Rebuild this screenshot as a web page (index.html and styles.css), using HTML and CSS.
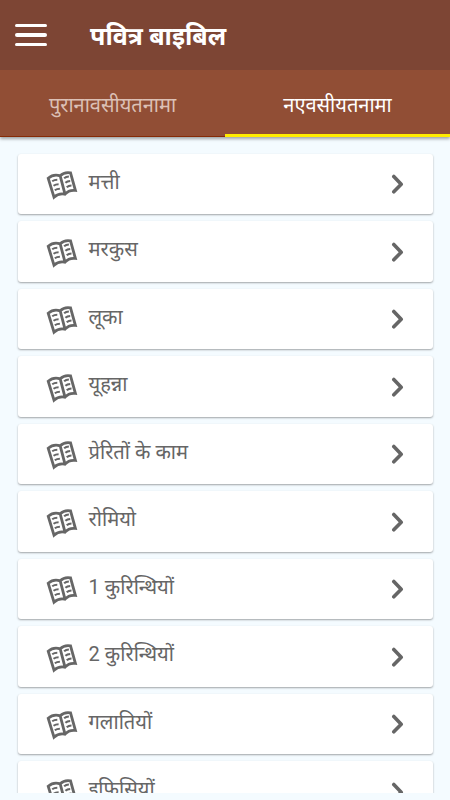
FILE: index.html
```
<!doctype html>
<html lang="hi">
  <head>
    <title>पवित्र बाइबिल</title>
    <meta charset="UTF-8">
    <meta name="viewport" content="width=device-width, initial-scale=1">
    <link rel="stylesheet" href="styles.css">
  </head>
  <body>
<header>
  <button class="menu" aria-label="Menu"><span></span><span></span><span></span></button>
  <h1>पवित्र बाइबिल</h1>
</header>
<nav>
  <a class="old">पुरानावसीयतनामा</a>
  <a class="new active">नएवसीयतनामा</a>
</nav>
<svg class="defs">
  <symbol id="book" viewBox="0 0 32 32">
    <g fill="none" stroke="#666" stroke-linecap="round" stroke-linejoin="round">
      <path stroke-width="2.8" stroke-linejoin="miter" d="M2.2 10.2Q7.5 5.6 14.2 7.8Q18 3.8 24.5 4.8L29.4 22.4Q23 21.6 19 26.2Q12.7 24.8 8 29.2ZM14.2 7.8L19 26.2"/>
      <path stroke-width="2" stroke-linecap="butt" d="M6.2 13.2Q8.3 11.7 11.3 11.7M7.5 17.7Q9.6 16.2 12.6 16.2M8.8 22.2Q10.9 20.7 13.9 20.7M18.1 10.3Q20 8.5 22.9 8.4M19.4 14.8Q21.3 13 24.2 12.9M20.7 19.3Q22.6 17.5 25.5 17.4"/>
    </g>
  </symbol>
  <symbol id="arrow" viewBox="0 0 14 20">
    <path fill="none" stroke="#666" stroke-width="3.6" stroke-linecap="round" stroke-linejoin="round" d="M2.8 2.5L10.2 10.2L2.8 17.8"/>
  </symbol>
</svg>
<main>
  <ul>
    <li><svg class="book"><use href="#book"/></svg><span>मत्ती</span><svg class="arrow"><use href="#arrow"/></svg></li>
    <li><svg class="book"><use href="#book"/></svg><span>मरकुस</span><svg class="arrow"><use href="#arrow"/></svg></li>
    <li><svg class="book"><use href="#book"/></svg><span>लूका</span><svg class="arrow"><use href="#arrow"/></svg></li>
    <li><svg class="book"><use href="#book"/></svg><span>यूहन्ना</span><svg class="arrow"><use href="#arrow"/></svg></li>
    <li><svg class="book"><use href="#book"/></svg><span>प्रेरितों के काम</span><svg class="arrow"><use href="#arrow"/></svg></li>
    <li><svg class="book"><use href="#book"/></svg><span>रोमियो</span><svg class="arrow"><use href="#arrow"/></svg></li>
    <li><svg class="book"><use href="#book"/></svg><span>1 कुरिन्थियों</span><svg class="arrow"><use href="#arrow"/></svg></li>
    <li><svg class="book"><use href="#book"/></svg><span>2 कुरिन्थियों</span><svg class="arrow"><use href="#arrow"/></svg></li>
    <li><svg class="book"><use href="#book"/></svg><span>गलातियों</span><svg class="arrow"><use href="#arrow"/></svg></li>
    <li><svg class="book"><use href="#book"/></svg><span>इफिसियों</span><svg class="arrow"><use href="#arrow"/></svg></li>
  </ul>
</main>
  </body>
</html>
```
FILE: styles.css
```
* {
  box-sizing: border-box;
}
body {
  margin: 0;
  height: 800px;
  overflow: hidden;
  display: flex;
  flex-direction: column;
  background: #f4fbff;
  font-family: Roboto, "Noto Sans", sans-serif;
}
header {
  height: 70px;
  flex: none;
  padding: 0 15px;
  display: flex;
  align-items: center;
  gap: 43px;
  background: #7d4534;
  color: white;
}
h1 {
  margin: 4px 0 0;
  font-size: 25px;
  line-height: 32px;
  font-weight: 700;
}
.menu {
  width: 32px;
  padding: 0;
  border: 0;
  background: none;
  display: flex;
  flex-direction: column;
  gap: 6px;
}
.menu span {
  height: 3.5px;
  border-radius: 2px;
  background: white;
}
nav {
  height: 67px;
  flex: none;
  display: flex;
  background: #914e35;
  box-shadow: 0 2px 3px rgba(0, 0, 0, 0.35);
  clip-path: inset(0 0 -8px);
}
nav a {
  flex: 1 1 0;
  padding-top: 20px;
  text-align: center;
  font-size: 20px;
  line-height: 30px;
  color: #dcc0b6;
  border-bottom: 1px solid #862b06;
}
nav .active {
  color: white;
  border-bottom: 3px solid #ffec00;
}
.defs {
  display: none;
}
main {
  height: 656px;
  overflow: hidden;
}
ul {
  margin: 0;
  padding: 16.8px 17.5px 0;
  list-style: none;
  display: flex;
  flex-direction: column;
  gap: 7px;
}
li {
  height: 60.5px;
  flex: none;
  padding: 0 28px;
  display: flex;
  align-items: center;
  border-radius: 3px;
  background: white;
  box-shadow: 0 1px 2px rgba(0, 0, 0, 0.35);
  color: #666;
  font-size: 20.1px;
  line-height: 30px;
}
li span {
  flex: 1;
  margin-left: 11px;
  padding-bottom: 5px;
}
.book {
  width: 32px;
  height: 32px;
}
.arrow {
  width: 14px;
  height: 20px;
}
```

» **What the exercise asks**
Restate the whole listing above exactly, except for its images.

» **Output of the exercise**
Rebuild this screenshot as a web page (index.html and styles.css), using HTML and CSS.
FILE: index.html
```
<!doctype html>
<html lang="hi">
  <head>
    <title>पवित्र बाइबिल</title>
    <meta charset="UTF-8">
    <meta name="viewport" content="width=device-width, initial-scale=1">
    <link rel="stylesheet" href="styles.css">
  </head>
  <body>
<header>
  <button class="menu" aria-label="Menu"><span></span><span></span><span></span></button>
  <h1>पवित्र बाइबिल</h1>
</header>
<nav>
  <a class="old">पुरानावसीयतनामा</a>
  <a class="new active">नएवसीयतनामा</a>
</nav>
<svg class="defs">
  <symbol id="book" viewBox="0 0 32 32">
    <g fill="none" stroke="#666" stroke-linecap="round" stroke-linejoin="round">
      <path stroke-width="2.8" stroke-linejoin="miter" d="M2.2 10.2Q7.5 5.6 14.2 7.8Q18 3.8 24.5 4.8L29.4 22.4Q23 21.6 19 26.2Q12.7 24.8 8 29.2ZM14.2 7.8L19 26.2"/>
      <path stroke-width="2" stroke-linecap="butt" d="M6.2 13.2Q8.3 11.7 11.3 11.7M7.5 17.7Q9.6 16.2 12.6 16.2M8.8 22.2Q10.9 20.7 13.9 20.7M18.1 10.3Q20 8.5 22.9 8.4M19.4 14.8Q21.3 13 24.2 12.9M20.7 19.3Q22.6 17.5 25.5 17.4"/>
    </g>
  </symbol>
  <symbol id="arrow" viewBox="0 0 14 20">
    <path fill="none" stroke="#666" stroke-width="3.6" stroke-linecap="round" stroke-linejoin="round" d="M2.8 2.5L10.2 10.2L2.8 17.8"/>
  </symbol>
</svg>
<main>
  <ul>
    <li><svg class="book"><use href="#book"/></svg><span>मत्ती</span><svg class="arrow"><use href="#arrow"/></svg></li>
    <li><svg class="book"><use href="#book"/></svg><span>मरकुस</span><svg class="arrow"><use href="#arrow"/></svg></li>
    <li><svg class="book"><use href="#book"/></svg><span>लूका</span><svg class="arrow"><use href="#arrow"/></svg></li>
    <li><svg class="book"><use href="#book"/></svg><span>यूहन्ना</span><svg class="arrow"><use href="#arrow"/></svg></li>
    <li><svg class="book"><use href="#book"/></svg><span>प्रेरितों के काम</span><svg class="arrow"><use href="#arrow"/></svg></li>
    <li><svg class="book"><use href="#book"/></svg><span>रोमियो</span><svg class="arrow"><use href="#arrow"/></svg></li>
    <li><svg class="book"><use href="#book"/></svg><span>1 कुरिन्थियों</span><svg class="arrow"><use href="#arrow"/></svg></li>
    <li><svg class="book"><use href="#book"/></svg><span>2 कुरिन्थियों</span><svg class="arrow"><use href="#arrow"/></svg></li>
    <li><svg class="book"><use href="#book"/></svg><span>गलातियों</span><svg class="arrow"><use href="#arrow"/></svg></li>
    <li><svg class="book"><use href="#book"/></svg><span>इफिसियों</span><svg class="arrow"><use href="#arrow"/></svg></li>
  </ul>
</main>
  </body>
</html>
```
FILE: styles.css
```
* {
  box-sizing: border-box;
}
body {
  margin: 0;
  height: 800px;
  overflow: hidden;
  display: flex;
  flex-direction: column;
  background: #f4fbff;
  font-family: Roboto, "Noto Sans", sans-serif;
}
header {
  height: 70px;
  flex: none;
  padding: 0 15px;
  display: flex;
  align-items: center;
  gap: 43px;
  background: #7d4534;
  color: white;
}
h1 {
  margin: 4px 0 0;
  font-size: 25px;
  line-height: 32px;
  font-weight: 700;
}
.menu {
  width: 32px;
  padding: 0;
  border: 0;
  background: none;
  display: flex;
  flex-direction: column;
  gap: 6px;
}
.menu span {
  height: 3.5px;
  border-radius: 2px;
  background: white;
}
nav {
  height: 67px;
  flex: none;
  display: flex;
  background: #914e35;
  box-shadow: 0 2px 3px rgba(0, 0, 0, 0.35);
  clip-path: inset(0 0 -8px);
}
nav a {
  flex: 1 1 0;
  padding-top: 20px;
  text-align: center;
  font-size: 20px;
  line-height: 30px;
  color: #dcc0b6;
  border-bottom: 1px solid #862b06;
}
nav .active {
  color: white;
  border-bottom: 3px solid #ffec00;
}
.defs {
  display: none;
}
main {
  height: 656px;
  overflow: hidden;
}
ul {
  margin: 0;
  padding: 16.8px 17.5px 0;
  list-style: none;
  display: flex;
  flex-direction: column;
  gap: 7px;
}
li {
  height: 60.5px;
  flex: none;
  padding: 0 28px;
  display: flex;
  align-items: center;
  border-radius: 3px;
  background: white;
  box-shadow: 0 1px 2px rgba(0, 0, 0, 0.35);
  color: #666;
  font-size: 20.1px;
  line-height: 30px;
}
li span {
  flex: 1;
  margin-left: 11px;
  padding-bottom: 5px;
}
.book {
  width: 32px;
  height: 32px;
}
.arrow {
  width: 14px;
  height: 20px;
}
```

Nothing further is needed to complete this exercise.